* GOAL OF THE EXERCISE:
Restate, word for word, every line of the data.

»»

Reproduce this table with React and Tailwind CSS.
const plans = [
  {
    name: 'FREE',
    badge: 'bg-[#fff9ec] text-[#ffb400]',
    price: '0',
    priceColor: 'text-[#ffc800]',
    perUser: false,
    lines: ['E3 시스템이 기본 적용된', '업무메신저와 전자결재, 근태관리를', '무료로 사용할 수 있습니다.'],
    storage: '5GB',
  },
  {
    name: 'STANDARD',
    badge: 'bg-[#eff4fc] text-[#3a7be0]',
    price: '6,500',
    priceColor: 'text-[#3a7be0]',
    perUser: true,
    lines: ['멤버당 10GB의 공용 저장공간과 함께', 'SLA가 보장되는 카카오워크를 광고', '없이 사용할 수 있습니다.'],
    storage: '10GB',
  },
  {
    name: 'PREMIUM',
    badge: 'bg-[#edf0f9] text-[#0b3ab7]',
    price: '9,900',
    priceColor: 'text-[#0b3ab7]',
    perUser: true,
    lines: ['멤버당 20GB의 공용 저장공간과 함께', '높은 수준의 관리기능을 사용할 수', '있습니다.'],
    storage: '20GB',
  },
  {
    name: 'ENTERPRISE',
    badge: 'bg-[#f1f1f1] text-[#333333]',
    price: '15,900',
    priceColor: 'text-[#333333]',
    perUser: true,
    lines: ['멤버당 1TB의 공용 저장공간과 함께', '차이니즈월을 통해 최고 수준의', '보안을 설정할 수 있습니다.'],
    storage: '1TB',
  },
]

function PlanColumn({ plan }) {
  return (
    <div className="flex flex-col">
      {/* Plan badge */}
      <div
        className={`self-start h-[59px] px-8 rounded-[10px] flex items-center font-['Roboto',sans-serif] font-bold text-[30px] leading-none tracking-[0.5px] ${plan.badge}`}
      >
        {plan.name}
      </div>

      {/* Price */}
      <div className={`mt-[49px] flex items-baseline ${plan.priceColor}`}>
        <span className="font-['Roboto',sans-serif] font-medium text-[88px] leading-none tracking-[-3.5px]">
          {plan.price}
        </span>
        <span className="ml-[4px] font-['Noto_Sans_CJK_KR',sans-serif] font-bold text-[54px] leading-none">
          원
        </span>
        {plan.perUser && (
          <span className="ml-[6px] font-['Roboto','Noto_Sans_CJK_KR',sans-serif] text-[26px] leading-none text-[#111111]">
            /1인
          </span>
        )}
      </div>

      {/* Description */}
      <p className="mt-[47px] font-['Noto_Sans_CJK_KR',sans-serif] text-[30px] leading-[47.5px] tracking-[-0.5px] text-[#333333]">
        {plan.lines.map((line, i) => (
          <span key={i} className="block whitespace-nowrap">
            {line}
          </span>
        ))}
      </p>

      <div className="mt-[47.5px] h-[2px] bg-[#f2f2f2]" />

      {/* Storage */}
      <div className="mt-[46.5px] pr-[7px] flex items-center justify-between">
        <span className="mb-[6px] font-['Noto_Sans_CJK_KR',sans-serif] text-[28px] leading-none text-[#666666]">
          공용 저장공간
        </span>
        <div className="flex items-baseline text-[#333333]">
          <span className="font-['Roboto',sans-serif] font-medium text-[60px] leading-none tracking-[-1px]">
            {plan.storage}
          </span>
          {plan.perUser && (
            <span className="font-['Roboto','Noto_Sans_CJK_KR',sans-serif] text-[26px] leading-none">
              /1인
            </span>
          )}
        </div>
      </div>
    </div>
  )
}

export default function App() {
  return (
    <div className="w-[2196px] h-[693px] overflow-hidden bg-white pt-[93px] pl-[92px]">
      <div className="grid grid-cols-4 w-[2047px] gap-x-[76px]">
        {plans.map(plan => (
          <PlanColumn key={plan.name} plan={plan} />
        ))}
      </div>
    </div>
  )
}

««

* FULL SOLUTION:
Reproduce this table with React and Tailwind CSS.
const plans = [
  {
    name: 'FREE',
    badge: 'bg-[#fff9ec] text-[#ffb400]',
    price: '0',
    priceColor: 'text-[#ffc800]',
    perUser: false,
    lines: ['E3 시스템이 기본 적용된', '업무메신저와 전자결재, 근태관리를', '무료로 사용할 수 있습니다.'],
    storage: '5GB',
  },
  {
    name: 'STANDARD',
    badge: 'bg-[#eff4fc] text-[#3a7be0]',
    price: '6,500',
    priceColor: 'text-[#3a7be0]',
    perUser: true,
    lines: ['멤버당 10GB의 공용 저장공간과 함께', 'SLA가 보장되는 카카오워크를 광고', '없이 사용할 수 있습니다.'],
    storage: '10GB',
  },
  {
    name: 'PREMIUM',
    badge: 'bg-[#edf0f9] text-[#0b3ab7]',
    price: '9,900',
    priceColor: 'text-[#0b3ab7]',
    perUser: true,
    lines: ['멤버당 20GB의 공용 저장공간과 함께', '높은 수준의 관리기능을 사용할 수', '있습니다.'],
    storage: '20GB',
  },
  {
    name: 'ENTERPRISE',
    badge: 'bg-[#f1f1f1] text-[#333333]',
    price: '15,900',
    priceColor: 'text-[#333333]',
    perUser: true,
    lines: ['멤버당 1TB의 공용 저장공간과 함께', '차이니즈월을 통해 최고 수준의', '보안을 설정할 수 있습니다.'],
    storage: '1TB',
  },
]

function PlanColumn({ plan }) {
  return (
    <div className="flex flex-col">
      {/* Plan badge */}
      <div
        className={`self-start h-[59px] px-8 rounded-[10px] flex items-center font-['Roboto',sans-serif] font-bold text-[30px] leading-none tracking-[0.5px] ${plan.badge}`}
      >
        {plan.name}
      </div>

      {/* Price */}
      <div className={`mt-[49px] flex items-baseline ${plan.priceColor}`}>
        <span className="font-['Roboto',sans-serif] font-medium text-[88px] leading-none tracking-[-3.5px]">
          {plan.price}
        </span>
        <span className="ml-[4px] font-['Noto_Sans_CJK_KR',sans-serif] font-bold text-[54px] leading-none">
          원
        </span>
        {plan.perUser && (
          <span className="ml-[6px] font-['Roboto','Noto_Sans_CJK_KR',sans-serif] text-[26px] leading-none text-[#111111]">
            /1인
          </span>
        )}
      </div>

      {/* Description */}
      <p className="mt-[47px] font-['Noto_Sans_CJK_KR',sans-serif] text-[30px] leading-[47.5px] tracking-[-0.5px] text-[#333333]">
        {plan.lines.map((line, i) => (
          <span key={i} className="block whitespace-nowrap">
            {line}
          </span>
        ))}
      </p>

      <div className="mt-[47.5px] h-[2px] bg-[#f2f2f2]" />

      {/* Storage */}
      <div className="mt-[46.5px] pr-[7px] flex items-center justify-between">
        <span className="mb-[6px] font-['Noto_Sans_CJK_KR',sans-serif] text-[28px] leading-none text-[#666666]">
          공용 저장공간
        </span>
        <div className="flex items-baseline text-[#333333]">
          <span className="font-['Roboto',sans-serif] font-medium text-[60px] leading-none tracking-[-1px]">
            {plan.storage}
          </span>
          {plan.perUser && (
            <span className="font-['Roboto','Noto_Sans_CJK_KR',sans-serif] text-[26px] leading-none">
              /1인
            </span>
          )}
        </div>
      </div>
    </div>
  )
}

export default function App() {
  return (
    <div className="w-[2196px] h-[693px] overflow-hidden bg-white pt-[93px] pl-[92px]">
      <div className="grid grid-cols-4 w-[2047px] gap-x-[76px]">
        {plans.map(plan => (
          <PlanColumn key={plan.name} plan={plan} />
        ))}
      </div>
    </div>
  )
}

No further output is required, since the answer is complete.